- **What needs to be done**
List every line in this data where the string "styles" occurs.

- **Source material**

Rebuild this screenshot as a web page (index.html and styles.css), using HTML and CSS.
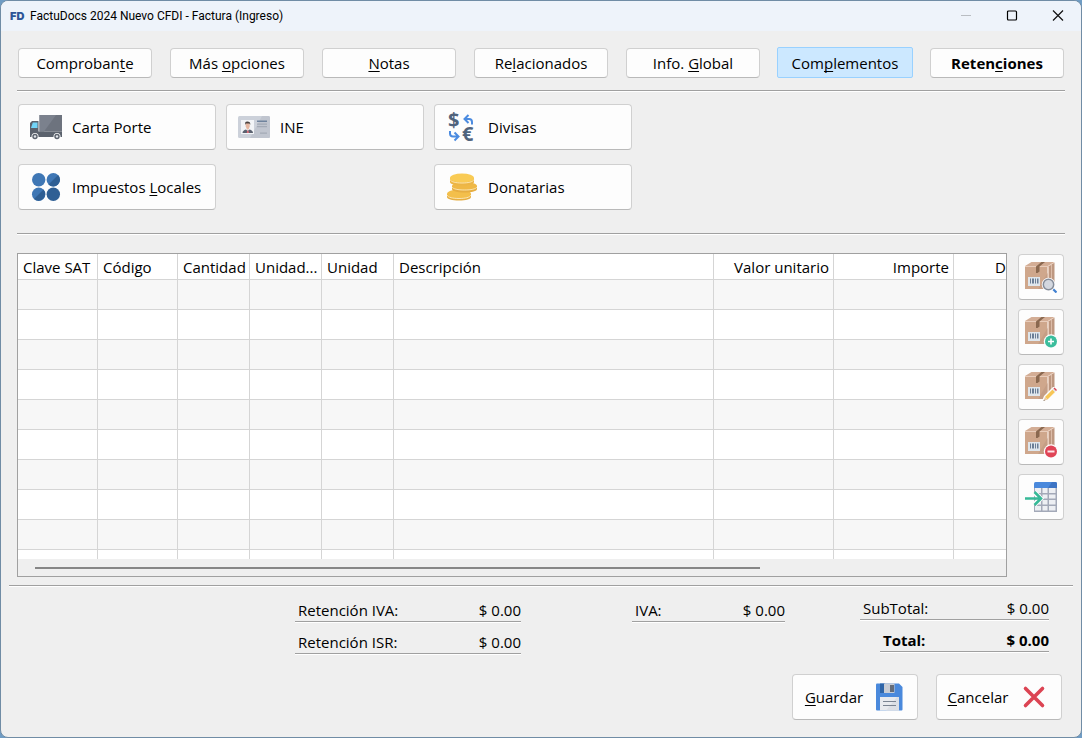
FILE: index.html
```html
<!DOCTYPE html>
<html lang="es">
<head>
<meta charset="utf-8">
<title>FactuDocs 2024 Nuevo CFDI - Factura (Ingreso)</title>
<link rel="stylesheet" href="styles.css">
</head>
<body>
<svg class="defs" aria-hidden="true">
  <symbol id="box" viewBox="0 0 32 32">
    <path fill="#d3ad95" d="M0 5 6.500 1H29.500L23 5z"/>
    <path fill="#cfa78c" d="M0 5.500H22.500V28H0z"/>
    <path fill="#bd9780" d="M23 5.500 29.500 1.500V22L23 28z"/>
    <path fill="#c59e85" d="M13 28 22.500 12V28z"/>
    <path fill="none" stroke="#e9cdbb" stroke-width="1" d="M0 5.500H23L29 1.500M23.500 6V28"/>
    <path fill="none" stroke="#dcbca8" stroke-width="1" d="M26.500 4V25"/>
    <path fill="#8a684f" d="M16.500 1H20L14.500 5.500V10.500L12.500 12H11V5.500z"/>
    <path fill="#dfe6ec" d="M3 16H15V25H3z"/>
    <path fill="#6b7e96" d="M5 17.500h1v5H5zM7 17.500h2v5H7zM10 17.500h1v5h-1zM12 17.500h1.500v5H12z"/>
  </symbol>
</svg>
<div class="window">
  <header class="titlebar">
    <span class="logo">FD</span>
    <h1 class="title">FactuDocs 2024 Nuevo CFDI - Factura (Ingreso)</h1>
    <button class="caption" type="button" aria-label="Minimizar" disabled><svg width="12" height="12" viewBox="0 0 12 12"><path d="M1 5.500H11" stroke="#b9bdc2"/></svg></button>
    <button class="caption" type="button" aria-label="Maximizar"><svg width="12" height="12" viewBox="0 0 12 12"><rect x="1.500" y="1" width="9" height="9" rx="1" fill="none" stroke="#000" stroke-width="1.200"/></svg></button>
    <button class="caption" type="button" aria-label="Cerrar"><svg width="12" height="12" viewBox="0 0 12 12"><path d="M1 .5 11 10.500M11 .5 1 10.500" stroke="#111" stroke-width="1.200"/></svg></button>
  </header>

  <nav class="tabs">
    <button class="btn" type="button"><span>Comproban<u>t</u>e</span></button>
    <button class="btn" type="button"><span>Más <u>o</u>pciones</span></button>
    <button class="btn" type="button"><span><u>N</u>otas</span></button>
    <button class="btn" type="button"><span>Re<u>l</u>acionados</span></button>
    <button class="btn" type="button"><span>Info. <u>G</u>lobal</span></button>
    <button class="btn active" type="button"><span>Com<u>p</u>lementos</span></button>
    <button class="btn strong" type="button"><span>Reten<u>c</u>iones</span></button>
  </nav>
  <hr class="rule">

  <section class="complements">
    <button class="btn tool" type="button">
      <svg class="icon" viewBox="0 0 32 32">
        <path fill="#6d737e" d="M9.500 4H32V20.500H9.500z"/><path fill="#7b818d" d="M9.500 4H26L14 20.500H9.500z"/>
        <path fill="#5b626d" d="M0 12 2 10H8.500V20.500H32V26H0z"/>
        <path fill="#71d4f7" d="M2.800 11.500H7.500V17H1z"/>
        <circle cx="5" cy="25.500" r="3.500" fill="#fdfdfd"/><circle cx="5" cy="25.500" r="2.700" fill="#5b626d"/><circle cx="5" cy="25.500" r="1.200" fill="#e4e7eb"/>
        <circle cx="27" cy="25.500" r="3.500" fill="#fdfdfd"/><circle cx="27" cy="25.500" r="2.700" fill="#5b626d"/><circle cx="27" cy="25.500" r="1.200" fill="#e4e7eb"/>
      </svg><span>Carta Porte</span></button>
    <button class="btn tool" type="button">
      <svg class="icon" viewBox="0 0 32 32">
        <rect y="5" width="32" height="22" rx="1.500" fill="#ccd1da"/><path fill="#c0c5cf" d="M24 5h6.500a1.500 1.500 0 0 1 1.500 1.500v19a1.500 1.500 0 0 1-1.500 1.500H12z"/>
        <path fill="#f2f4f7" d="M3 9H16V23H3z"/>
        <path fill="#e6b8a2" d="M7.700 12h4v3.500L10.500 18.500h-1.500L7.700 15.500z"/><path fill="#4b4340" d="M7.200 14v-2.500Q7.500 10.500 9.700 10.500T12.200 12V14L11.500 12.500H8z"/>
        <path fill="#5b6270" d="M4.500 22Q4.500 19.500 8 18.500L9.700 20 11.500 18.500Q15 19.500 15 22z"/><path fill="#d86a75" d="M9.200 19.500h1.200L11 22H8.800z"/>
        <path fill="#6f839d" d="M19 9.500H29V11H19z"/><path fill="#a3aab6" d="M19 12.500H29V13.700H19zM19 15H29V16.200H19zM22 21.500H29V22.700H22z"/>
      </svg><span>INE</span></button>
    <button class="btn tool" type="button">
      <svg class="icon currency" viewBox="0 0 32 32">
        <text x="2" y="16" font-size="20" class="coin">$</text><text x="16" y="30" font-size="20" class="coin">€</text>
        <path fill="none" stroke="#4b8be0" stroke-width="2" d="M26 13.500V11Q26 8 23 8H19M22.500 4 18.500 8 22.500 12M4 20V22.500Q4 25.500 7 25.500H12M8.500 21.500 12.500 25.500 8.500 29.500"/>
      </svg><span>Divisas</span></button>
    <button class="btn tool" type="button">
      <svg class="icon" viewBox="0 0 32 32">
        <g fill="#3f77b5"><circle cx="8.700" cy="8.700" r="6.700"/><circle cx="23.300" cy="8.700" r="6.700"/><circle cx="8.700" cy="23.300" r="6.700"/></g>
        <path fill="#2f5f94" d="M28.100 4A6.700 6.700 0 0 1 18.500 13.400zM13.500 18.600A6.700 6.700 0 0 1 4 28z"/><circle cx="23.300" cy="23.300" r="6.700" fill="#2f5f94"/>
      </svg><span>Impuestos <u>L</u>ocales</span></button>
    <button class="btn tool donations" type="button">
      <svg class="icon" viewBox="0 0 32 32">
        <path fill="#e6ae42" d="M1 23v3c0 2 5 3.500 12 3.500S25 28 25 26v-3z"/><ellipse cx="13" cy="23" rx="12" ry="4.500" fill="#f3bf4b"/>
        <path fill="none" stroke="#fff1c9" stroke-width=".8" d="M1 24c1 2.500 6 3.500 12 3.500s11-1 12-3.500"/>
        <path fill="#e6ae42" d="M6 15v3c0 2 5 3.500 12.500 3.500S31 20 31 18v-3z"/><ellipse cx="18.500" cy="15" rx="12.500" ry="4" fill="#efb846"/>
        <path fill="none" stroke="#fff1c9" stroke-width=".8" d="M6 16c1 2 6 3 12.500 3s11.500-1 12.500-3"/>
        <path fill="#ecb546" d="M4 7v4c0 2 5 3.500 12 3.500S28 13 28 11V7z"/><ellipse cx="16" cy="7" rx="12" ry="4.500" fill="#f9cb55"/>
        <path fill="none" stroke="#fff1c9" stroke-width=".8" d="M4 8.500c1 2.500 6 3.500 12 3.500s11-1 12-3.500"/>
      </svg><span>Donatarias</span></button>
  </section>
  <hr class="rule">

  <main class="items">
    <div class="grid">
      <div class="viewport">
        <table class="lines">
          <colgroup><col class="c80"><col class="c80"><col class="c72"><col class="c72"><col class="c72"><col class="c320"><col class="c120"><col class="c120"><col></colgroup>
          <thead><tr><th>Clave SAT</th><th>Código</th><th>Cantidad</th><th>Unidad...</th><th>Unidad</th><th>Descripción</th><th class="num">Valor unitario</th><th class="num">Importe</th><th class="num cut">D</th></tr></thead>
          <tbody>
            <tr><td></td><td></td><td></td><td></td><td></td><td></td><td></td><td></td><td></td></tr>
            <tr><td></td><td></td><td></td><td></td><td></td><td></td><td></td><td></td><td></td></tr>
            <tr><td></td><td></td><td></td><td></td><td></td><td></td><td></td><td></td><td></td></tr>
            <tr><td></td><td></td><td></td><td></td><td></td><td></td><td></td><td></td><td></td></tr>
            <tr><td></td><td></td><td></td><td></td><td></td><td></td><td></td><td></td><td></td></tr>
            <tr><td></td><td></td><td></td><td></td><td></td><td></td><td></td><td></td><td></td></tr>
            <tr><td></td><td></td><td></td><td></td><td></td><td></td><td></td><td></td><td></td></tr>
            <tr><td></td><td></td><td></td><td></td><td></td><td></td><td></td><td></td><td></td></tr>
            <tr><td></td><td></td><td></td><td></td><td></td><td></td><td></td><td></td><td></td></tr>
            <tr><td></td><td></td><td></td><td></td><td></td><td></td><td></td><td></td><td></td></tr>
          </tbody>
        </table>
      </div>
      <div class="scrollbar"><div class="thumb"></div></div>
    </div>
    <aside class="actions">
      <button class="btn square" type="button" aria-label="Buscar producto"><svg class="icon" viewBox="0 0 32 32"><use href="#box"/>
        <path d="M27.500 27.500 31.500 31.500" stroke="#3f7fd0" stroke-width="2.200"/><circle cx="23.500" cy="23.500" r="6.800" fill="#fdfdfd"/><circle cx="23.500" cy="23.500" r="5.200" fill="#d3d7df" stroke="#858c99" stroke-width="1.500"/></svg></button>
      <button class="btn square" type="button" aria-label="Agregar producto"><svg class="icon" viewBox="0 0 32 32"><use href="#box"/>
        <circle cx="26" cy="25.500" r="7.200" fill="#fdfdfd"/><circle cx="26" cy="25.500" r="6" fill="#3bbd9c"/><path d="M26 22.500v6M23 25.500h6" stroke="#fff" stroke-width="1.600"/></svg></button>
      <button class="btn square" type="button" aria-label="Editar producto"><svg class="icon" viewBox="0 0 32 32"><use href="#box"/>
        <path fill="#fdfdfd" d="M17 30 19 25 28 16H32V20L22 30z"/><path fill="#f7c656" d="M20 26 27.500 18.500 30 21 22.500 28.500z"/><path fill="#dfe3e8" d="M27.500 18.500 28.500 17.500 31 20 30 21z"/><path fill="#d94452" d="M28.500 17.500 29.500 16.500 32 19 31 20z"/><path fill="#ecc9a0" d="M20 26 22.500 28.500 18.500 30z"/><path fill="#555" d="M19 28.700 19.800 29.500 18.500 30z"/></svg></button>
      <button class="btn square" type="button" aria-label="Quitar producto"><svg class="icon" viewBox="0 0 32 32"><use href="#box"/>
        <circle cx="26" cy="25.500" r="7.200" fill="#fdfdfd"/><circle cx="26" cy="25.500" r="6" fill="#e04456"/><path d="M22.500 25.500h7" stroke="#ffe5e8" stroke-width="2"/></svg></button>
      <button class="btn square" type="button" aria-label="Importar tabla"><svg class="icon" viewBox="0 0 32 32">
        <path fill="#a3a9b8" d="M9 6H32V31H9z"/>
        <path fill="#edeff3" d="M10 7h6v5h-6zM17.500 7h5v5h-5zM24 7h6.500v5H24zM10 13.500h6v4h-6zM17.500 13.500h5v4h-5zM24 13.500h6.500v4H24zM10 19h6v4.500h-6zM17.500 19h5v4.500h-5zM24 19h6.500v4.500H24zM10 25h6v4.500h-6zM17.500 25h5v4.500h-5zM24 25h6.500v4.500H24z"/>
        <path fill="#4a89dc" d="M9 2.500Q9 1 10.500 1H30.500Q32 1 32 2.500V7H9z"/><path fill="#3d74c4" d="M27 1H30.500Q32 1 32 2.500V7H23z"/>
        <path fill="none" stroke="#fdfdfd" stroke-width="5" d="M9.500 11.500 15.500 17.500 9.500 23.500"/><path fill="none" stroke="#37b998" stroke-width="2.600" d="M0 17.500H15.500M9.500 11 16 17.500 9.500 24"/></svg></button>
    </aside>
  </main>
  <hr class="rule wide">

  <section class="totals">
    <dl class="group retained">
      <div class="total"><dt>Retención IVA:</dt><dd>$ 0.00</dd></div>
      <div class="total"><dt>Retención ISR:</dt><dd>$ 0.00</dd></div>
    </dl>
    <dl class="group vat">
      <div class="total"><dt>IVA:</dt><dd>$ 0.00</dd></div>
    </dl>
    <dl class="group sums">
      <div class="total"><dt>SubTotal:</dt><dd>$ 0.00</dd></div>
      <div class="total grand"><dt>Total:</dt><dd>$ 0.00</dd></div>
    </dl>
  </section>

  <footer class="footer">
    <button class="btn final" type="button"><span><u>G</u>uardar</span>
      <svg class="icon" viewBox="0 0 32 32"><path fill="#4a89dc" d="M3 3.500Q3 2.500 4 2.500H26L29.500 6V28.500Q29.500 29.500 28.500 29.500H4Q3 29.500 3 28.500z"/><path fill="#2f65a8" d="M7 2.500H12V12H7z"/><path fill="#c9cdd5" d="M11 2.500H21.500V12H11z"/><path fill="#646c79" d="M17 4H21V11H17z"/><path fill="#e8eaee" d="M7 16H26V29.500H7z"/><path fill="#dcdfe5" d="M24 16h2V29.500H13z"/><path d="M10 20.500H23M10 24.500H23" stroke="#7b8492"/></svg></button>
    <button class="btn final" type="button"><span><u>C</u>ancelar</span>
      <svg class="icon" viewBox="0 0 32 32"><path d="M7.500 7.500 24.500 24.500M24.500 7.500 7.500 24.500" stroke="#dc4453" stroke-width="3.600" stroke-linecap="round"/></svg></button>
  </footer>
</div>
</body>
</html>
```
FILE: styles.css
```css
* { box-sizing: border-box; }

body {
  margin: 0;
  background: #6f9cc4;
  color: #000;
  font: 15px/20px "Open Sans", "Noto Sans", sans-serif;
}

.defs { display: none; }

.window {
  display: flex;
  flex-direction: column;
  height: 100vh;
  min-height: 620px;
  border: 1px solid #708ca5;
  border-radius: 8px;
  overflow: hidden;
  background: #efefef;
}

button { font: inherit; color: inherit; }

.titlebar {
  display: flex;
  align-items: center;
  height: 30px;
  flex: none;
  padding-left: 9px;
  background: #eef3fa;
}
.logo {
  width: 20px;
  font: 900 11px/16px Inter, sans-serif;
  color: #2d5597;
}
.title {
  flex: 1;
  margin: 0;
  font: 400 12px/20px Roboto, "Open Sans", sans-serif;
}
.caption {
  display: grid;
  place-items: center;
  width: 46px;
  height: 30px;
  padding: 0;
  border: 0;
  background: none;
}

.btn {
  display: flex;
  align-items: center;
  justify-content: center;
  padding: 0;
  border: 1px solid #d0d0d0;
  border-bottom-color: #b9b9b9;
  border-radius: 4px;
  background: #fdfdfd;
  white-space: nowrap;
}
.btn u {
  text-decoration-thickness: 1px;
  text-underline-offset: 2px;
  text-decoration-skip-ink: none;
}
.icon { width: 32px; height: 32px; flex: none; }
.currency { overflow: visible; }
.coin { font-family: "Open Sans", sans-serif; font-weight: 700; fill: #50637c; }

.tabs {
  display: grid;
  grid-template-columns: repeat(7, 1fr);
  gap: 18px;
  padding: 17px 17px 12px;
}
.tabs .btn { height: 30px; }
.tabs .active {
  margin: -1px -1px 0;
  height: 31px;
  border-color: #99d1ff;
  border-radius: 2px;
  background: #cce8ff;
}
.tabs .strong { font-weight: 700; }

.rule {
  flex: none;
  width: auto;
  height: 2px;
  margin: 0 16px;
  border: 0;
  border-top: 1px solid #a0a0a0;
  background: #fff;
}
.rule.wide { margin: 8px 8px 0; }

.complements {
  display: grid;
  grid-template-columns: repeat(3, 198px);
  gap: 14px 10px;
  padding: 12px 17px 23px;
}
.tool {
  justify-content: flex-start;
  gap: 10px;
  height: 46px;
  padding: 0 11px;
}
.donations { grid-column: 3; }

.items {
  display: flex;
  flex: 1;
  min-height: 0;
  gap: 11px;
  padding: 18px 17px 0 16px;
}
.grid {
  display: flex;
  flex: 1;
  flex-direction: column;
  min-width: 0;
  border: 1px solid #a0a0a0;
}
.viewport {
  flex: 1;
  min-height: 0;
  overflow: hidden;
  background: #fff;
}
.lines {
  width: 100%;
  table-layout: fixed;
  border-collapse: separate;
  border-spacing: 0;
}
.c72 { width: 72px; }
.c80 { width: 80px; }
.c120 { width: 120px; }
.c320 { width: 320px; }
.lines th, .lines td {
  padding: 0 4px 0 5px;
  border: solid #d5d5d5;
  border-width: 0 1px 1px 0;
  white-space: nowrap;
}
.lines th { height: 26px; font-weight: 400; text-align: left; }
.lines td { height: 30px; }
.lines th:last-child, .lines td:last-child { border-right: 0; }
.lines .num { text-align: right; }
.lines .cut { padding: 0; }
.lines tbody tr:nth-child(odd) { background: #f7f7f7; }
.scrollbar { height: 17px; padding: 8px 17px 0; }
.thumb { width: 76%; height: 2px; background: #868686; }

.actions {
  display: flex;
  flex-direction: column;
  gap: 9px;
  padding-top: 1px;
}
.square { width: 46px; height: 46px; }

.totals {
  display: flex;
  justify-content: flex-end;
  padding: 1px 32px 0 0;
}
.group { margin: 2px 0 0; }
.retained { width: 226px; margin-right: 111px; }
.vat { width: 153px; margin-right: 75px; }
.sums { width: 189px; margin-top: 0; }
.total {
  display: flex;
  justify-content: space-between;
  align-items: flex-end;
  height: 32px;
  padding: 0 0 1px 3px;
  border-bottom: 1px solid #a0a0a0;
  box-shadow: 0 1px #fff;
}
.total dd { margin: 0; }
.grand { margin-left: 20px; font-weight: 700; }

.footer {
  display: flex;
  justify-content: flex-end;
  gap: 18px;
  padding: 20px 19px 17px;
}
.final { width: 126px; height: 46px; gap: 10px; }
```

- **Exercise answer**
Rebuild this screenshot as a web page (index.html and styles.css), using HTML and CSS.
<link rel="stylesheet" href="styles.css">
FILE: styles.css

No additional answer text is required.